Эта грамматика создает новый, скошенный, остраненный мир со своими не только логическими, но и физическими законами, и делает убедительными сюрреалистические образы: здесь, в Соснории, совы свистят — и что?

Корни своеволия Сосноры, как часто пишут, в русском футуризме… Может быть, формально это и так, но к его присягам на верность Хлебникову стоит подойти с осторожностью. Хлебников был предельно вовлечен в языковую стихию, зависим от ее архаического пласта, от ее атавизмов. У Сосноры, несмотря на его юношеское увлечение “Словом о полку Игореве”, совпадения новоизобретенных грамматических форм с архаическими либо случайны, либо являются результатом эстетского выбора поэта-одиночки. Язык у Сосноры выключен из своей исторической жизни. Именно потому он так пугающе гибок:

…Но ты простишь меня — за двух колен,
Мне поданных рабынью для измен…

(“Когда меня в законы закуют…”, 1979)

Колени, поданные (женщиной мужчине) для измены — уже резкий и сильный образ.
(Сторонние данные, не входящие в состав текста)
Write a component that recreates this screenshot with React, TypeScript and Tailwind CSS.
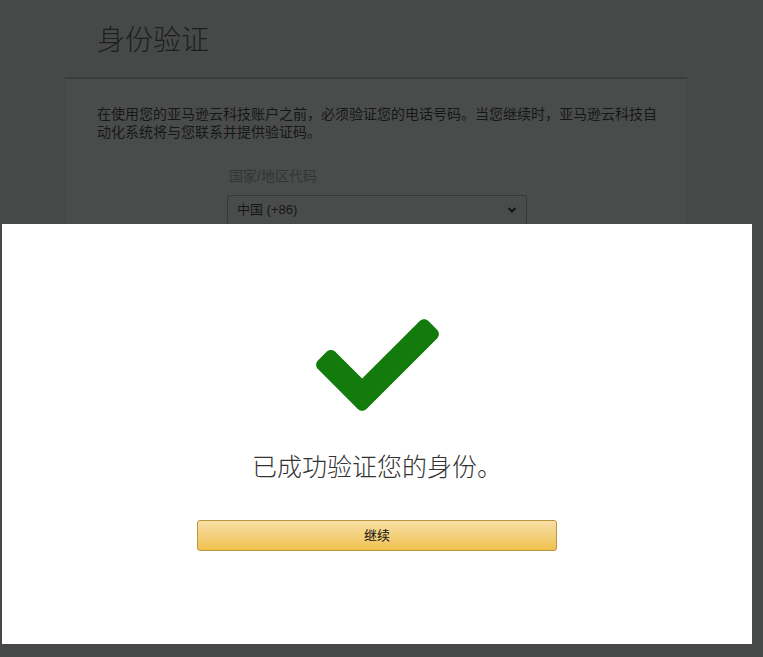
import React from 'react'

const CJK = "font-['Liberation_Sans','Noto_Sans_CJK_SC',sans-serif]";

const CheckIcon = () => (
  <svg width="123" height="94" viewBox="0 60 512 392" fill="#127b0c">
    <path d="M173.898 439.404l-166.4-166.4c-9.997-9.997-9.997-26.206 0-36.204l36.203-36.204c9.997-9.998 26.207-9.998 36.204 0L192 312.69 432.095 72.596c9.997-9.997 26.207-9.997 36.204 0l36.203 36.204c9.997 9.997 9.997 26.206 0 36.204l-294.4 294.401c-9.998 9.997-26.207 9.997-36.204-.001z" />
  </svg>
);

const App = () => {
  return (
    <div className={`relative w-[763px] h-[657px] overflow-hidden bg-[#474948] ${CJK}`}>
      <div className="ml-[65px] w-[622px]">
        <div className="h-[79px] border-b-2 border-[#3a3c3b] px-[32px] pt-[23px]">
          <h1 className="text-[28px] font-light leading-[36px] text-[#1d1e1e]">身份验证</h1>
        </div>
        <div className="bg-[#4a4c4b] pl-[32px] pr-[20px] pt-[26px] h-[200px]">
          <p className="text-[14px] leading-[18px] text-[#161717]">
            在使用您的亚马逊云科技账户之前，必须验证您的电话号码。当您继续时，亚马逊云科技自动化系统将与您联系并提供验证码。
          </p>
          <div className="ml-[130px] mt-[26px] w-[300px]">
            <div className="text-[14px] leading-[18px] text-[#333534] pl-[2px]">国家/地区代码</div>
            <div className="mt-[10px] h-[30px] rounded-[3px] border border-[#363837] bg-[#4a4c4b] flex items-center justify-between px-[9px]">
              <span className="text-[13px] text-[#151616]">中国 (+86)</span>
              <svg width="10" height="8" viewBox="0 0 10 8">
                <path d="M1.5 2 L5 5.5 L8.5 2" stroke="#111" strokeWidth="2" fill="none" />
              </svg>
            </div>
          </div>
        </div>
      </div>

      <div className="absolute left-[2px] top-[224px] w-[750px] h-[420px] bg-white flex flex-col items-center">
        <div className="mt-[94px]">
          <CheckIcon />
        </div>
        <div className="mt-[39px] text-[25px] leading-[32px] font-light text-[#333]">
          已成功验证您的身份。
        </div>
        <button className="mt-[37px] w-[360px] h-[31px] rounded-[3px] border border-[#b8973e] bg-gradient-to-b from-[#f7dfa5] to-[#f0c14b] text-[13px] text-[#111]">
          继续
        </button>
      </div>
    </div>
  );
}

export default App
Но тут и колени становятся одушевленными, и рабыня меняет окончание и грамматическое склонение, а язык подчиняется этому так послушно, будто и он — “рабынь”. Такое отсутствие сопротивления материала перед авторским напором почти уродливо: в лучших стихотворениях Сосноре удается остановиться на границе этого “почти”. Созданный им мир часто чарует, хотя и болезненным очарованием. Его речь — это обрывочный монолог безумного царя-изгнанника, Лира, требующего, чтобы слова и фразы сами на ходу приспосабливались к его изменчивым ощущениям:

Ходит, складной (с кляпом? каникулы?)
и никак самого себя не сложить.
(Как в слезах! Как в глазах!). Стало жить невмоготу…
Но наготу ни лезвия не боится
и что ему чьи-то “нельзя”, но не готов ноготок.
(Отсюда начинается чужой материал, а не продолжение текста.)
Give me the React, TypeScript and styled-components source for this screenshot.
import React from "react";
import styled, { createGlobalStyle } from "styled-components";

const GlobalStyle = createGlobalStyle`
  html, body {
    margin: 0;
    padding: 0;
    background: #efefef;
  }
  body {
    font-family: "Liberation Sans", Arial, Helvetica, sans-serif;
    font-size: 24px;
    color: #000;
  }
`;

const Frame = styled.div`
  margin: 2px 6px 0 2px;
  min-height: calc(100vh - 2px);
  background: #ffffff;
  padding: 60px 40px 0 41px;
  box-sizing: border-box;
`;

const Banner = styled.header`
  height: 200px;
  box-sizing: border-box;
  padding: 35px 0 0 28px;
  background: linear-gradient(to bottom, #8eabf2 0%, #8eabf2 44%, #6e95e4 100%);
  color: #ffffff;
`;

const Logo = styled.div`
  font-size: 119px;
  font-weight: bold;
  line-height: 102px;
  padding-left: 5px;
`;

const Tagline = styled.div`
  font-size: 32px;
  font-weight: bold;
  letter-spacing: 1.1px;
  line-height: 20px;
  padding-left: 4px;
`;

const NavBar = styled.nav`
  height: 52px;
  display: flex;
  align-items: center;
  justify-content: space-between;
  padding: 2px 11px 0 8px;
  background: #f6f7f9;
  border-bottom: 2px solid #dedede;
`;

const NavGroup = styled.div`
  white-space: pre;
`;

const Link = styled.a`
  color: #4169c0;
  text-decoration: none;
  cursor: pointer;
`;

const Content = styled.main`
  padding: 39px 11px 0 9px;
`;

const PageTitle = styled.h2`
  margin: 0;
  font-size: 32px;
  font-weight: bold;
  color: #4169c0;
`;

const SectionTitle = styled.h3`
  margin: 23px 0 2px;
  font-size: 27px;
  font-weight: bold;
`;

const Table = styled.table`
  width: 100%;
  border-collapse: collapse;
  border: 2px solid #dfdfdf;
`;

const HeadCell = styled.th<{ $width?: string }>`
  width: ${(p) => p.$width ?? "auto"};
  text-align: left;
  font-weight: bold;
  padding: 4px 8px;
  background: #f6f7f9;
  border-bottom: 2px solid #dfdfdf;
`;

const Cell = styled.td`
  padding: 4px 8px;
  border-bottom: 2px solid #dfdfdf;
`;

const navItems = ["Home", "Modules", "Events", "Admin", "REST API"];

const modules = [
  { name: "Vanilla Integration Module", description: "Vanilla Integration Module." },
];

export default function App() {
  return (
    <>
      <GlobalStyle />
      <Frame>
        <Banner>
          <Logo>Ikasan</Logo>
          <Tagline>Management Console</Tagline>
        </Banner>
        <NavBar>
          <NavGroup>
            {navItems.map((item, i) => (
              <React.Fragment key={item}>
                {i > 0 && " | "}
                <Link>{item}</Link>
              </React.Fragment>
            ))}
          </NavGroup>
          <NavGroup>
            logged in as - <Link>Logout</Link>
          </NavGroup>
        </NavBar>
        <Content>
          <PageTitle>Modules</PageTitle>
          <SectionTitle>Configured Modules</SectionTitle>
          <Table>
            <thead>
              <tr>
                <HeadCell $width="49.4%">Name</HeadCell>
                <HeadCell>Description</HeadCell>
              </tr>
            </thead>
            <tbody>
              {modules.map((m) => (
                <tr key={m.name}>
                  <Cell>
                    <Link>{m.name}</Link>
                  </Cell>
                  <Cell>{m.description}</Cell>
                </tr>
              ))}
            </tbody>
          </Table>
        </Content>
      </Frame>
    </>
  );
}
(“Бессмертье в тумане”, 1976)

Бродский — если не конституционный монарх, то принцепс, правящий в огромной империи на основе римского права и традиции. Соснора — деспотичный правитель небольшого королевства, возможно, что и воображаемого. Язык Бродского претендует на общеобязательность, но оставляет некую свободу; язык Сосноры не обязателен ни для кого, но если ты хочешь его понять, ты должен беспрекословно подчиниться его причудливым законам.
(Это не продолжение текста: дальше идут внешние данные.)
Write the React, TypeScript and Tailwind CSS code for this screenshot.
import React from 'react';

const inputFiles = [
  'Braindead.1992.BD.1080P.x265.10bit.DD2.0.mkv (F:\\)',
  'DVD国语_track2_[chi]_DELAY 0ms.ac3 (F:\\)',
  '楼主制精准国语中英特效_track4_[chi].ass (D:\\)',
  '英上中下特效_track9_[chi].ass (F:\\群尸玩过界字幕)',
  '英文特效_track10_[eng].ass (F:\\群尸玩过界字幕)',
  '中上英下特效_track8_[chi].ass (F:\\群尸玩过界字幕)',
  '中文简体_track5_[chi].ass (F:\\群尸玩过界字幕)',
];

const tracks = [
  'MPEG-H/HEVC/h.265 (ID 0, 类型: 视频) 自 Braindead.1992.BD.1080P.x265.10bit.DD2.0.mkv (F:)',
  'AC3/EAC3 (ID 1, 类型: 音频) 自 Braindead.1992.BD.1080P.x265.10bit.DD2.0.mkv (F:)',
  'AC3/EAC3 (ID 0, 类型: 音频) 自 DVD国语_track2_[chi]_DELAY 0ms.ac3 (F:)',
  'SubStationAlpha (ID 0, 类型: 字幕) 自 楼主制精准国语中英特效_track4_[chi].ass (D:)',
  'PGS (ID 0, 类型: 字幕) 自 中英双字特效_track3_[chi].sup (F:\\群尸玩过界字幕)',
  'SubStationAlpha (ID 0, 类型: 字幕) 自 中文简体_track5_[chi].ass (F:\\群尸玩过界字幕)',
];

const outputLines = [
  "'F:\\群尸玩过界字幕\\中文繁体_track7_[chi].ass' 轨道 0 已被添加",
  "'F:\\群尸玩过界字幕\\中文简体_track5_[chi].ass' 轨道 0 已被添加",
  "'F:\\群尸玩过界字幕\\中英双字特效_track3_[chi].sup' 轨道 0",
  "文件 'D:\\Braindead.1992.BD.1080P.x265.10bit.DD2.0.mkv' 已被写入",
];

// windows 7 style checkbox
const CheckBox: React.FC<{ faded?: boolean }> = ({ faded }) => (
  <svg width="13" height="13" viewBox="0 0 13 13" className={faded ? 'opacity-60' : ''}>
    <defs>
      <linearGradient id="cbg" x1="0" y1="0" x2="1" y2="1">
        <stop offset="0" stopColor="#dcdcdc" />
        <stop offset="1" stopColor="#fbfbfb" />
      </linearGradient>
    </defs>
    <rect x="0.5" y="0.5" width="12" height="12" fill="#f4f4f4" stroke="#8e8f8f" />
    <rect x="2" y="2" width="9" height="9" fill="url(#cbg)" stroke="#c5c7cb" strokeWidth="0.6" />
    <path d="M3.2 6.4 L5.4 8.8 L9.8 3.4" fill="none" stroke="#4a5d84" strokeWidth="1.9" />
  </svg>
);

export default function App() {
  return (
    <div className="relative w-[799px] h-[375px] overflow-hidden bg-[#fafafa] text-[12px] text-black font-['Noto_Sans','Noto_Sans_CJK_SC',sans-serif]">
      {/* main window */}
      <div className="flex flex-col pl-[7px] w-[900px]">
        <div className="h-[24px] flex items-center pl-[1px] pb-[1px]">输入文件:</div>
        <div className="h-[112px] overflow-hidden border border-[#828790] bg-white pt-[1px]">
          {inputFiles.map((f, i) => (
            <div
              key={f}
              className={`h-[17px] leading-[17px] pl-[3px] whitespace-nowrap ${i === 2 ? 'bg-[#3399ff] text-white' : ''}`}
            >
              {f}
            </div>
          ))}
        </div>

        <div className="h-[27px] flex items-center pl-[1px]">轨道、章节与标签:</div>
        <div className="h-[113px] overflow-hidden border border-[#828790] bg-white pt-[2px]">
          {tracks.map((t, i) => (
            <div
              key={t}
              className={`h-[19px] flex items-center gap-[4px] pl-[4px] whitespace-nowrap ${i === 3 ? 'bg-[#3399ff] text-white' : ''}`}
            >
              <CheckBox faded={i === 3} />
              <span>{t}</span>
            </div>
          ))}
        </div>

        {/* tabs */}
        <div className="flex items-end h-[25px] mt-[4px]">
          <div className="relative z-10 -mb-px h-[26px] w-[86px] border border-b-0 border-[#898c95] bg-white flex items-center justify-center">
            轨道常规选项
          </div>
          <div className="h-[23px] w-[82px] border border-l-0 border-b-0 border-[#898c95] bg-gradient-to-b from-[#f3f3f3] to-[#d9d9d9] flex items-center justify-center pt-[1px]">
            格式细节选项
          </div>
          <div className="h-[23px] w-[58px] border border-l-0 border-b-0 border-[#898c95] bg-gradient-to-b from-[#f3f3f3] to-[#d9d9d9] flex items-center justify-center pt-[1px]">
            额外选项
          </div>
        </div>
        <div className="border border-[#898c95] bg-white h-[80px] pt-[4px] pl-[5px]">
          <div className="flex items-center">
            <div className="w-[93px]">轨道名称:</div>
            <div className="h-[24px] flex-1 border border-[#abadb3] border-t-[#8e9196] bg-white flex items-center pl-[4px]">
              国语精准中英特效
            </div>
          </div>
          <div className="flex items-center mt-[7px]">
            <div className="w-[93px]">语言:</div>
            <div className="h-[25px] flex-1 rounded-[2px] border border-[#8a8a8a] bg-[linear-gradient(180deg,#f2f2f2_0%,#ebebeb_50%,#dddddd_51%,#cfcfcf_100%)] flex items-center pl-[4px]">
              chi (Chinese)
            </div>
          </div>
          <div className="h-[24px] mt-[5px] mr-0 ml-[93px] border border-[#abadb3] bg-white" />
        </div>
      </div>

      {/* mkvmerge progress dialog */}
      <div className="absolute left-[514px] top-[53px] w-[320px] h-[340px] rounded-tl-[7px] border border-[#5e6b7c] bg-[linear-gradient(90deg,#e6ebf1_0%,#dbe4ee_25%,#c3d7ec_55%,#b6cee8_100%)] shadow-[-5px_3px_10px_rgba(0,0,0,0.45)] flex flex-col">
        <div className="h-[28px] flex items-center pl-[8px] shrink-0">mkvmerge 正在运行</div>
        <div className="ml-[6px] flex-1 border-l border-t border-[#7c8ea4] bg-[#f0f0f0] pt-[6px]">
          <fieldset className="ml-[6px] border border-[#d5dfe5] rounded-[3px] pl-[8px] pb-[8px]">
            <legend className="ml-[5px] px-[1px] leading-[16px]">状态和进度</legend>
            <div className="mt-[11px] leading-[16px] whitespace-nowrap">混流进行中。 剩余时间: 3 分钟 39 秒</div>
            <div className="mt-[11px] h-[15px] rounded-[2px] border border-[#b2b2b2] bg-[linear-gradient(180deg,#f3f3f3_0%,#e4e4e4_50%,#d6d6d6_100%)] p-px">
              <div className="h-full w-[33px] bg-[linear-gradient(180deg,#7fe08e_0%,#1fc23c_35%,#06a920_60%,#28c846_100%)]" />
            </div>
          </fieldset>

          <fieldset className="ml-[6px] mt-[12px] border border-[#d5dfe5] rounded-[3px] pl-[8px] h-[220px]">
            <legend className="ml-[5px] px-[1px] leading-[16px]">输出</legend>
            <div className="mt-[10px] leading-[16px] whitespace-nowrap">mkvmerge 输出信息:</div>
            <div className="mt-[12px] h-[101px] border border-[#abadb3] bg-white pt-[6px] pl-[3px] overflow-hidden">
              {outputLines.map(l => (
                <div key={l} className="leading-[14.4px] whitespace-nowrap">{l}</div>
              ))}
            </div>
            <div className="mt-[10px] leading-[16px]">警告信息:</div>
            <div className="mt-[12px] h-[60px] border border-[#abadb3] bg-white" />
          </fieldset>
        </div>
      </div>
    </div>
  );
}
ЛЕОНИД АРОНЗОН: ПОЧТИ-ЛИЦО

Леонид Аронзон, один из крупнейших поэтов, дебютировавших между 1956 и 1968 годами, остался в целом чужд глобальным проектам своего поколения, как в массовом, так и в элитарно-андеграундном изводе. Несомненно, он, как и почти всякий писатель, не был чужд суетных мечтаний и сожалений — ему было досадно, что его стихи не печатают (в том единственном смысле, который могли иметь эти слова в то время: не печатают за государственный счет массовыми тиражами), но пафос противостояния социуму был ему чужд. Будучи изначально, на антропологическом уровне, в удивительной для той эпохи степени “несоветским” человеком (в большей мере, чем Бродский), он, по-видимому, не испытывал необходимости специально подчеркивать свою суверенность, дистанцируясь от окружающего.

вернуться

5

Очень часто и во многих стихотворениях: “Мефистофели флегмы”, а не “флегматичные Мефистофели”, “Лилит столиц” — вместо “столичная Лилит”.